A soft-switching bridgeless AC-DC power factor correction converter for off-road and neighborhood electric vehicle battery charging

Abstract

This paper presents a high efficiency, continuous conduction mode (CCM), zero voltage switching (ZVS) bridgeless AC-DC power-factor-correction (PFC) converter for neighborhood electric vehicle (NEV) battery charging. The converter operates in both pulse-width-modulation (PWM) mode and resonant mode each switching cycle and utilizes standard average-current-mode control. This new modulation technique is hereafter referred to as hybrid-resonant PWM (HRPWM). All the semiconductor devices of the proposed converter realize soft-switching, nearly eliminating all switching losses and reducing electromagnetic interference (EMI).
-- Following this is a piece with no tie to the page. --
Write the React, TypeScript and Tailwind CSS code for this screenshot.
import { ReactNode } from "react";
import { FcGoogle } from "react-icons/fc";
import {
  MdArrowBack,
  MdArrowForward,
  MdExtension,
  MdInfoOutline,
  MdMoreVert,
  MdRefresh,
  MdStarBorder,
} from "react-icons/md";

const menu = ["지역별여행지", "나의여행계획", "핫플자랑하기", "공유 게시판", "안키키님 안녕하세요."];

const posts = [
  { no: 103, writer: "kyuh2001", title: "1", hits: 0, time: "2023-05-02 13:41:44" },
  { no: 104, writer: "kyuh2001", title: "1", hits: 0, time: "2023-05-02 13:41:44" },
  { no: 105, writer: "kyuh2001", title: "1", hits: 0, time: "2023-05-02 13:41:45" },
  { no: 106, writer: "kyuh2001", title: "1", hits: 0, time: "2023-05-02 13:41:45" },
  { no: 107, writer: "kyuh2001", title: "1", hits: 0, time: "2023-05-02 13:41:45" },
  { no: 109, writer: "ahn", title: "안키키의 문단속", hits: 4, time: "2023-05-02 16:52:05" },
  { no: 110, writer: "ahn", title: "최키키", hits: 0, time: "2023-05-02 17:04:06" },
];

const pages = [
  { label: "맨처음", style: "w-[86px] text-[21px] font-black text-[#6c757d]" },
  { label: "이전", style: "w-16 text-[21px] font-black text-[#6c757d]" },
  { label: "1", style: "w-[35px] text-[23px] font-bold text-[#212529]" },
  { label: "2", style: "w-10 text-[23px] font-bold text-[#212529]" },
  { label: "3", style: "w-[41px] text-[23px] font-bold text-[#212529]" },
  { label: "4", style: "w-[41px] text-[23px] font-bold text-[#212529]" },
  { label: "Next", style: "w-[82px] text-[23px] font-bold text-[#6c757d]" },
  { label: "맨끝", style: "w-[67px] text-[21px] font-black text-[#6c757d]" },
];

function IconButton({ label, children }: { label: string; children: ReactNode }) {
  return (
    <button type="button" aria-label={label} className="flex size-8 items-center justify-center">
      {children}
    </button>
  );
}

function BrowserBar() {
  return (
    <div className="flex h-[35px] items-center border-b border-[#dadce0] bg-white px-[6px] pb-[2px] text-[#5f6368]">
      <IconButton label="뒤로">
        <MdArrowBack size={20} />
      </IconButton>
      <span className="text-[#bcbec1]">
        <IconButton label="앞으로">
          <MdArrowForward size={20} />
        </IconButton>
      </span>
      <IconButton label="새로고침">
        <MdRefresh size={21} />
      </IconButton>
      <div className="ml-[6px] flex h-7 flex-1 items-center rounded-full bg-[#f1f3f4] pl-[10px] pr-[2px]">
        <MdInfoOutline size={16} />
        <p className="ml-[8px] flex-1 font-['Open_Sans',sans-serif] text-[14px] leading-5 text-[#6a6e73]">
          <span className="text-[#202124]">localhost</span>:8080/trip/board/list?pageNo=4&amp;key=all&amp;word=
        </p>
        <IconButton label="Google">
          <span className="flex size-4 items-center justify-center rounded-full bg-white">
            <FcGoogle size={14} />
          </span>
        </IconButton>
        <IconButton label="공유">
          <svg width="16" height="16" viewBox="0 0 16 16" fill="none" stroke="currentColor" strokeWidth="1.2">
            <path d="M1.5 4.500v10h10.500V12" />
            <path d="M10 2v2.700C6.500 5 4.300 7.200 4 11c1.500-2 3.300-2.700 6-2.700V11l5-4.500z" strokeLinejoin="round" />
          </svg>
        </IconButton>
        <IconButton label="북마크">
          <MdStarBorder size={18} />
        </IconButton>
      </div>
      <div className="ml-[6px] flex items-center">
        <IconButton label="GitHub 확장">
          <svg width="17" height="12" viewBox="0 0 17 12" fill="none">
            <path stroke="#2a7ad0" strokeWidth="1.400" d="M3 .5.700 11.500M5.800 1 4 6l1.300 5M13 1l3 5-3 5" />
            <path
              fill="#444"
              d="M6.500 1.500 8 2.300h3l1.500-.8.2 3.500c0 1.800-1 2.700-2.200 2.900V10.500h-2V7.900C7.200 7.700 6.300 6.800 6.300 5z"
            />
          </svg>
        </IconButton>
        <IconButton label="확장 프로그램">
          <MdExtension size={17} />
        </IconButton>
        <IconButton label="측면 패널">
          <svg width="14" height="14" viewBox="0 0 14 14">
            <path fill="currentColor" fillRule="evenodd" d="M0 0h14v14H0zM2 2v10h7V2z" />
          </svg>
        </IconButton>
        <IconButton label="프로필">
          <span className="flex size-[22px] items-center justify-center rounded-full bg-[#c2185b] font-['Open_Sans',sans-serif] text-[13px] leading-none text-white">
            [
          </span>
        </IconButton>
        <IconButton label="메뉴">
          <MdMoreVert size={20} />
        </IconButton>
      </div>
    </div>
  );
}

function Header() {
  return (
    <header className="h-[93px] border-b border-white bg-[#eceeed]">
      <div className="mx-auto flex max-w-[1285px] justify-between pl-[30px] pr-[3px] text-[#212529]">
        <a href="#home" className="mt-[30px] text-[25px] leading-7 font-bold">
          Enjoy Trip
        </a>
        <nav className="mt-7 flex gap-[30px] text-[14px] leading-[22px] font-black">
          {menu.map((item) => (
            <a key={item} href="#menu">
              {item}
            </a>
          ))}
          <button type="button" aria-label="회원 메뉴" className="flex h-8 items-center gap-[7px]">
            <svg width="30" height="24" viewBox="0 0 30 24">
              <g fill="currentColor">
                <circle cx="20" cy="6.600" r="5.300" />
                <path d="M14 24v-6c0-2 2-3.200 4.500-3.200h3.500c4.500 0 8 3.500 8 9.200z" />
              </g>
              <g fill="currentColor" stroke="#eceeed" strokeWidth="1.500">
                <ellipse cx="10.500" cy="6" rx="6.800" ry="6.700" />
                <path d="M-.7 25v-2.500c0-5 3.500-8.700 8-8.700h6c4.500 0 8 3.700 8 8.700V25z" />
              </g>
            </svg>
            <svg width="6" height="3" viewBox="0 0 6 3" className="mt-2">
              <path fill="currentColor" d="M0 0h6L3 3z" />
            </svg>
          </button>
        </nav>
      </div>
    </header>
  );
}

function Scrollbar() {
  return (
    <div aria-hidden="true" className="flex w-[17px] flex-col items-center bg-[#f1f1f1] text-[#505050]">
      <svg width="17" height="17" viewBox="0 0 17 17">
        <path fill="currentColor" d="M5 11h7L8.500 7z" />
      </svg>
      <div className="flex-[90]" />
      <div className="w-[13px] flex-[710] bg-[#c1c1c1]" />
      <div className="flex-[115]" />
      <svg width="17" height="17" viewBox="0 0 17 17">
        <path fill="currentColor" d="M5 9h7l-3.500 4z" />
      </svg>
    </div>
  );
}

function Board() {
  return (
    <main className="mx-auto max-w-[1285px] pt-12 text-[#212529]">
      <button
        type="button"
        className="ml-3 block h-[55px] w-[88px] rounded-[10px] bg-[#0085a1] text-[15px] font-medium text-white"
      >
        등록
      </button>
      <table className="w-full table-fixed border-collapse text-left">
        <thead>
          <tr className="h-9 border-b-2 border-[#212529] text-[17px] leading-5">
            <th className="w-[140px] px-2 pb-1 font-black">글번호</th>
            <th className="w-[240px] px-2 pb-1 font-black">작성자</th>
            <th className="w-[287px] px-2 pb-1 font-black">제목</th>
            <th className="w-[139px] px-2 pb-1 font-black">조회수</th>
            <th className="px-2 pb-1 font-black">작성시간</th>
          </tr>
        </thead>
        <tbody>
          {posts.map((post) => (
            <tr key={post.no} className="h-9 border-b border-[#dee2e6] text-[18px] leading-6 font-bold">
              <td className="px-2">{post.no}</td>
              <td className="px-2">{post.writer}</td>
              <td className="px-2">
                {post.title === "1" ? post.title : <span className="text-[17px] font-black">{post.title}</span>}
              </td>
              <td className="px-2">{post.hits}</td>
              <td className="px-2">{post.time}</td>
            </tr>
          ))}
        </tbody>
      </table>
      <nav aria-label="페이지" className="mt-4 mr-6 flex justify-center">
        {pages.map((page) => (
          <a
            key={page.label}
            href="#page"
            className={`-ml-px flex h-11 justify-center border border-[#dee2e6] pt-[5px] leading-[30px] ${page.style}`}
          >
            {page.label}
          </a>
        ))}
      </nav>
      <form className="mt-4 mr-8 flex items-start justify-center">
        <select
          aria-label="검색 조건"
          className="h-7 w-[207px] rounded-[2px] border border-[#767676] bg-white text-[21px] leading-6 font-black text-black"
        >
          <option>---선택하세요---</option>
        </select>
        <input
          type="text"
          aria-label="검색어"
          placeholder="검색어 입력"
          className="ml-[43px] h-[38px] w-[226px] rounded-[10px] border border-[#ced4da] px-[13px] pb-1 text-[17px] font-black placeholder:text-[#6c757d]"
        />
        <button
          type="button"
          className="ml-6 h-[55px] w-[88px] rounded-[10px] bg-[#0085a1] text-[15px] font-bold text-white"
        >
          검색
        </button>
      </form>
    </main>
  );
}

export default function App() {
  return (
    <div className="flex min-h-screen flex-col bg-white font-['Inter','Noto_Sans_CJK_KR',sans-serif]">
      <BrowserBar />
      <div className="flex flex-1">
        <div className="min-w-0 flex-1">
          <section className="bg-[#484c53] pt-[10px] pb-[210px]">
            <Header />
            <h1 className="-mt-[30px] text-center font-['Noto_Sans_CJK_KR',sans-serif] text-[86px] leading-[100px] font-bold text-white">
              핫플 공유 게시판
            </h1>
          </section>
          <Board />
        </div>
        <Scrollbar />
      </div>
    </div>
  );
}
Moreover, all the semiconductor devices can operate without voltage overstress for a wide universal AC input voltage range. The converter architecture exhibit low in-rush current and implementation of lightning and surge protection system is easy. The detailed operation of the proposed converter, along with the stress analysis of the circuit components, and detailed loss analysis are provided. The feasibility of the converter is confirmed by comparing an experimental prototype of the benchmark hard switched AC-DC boost converter. Through experimentation and analysis, the proposed converter can achieve a total loss reduction of 15 %, at 70 kHz switching frequency, 120 V input, and 400 V/650 W output in comparison to the benchmark AC-DC boost converter.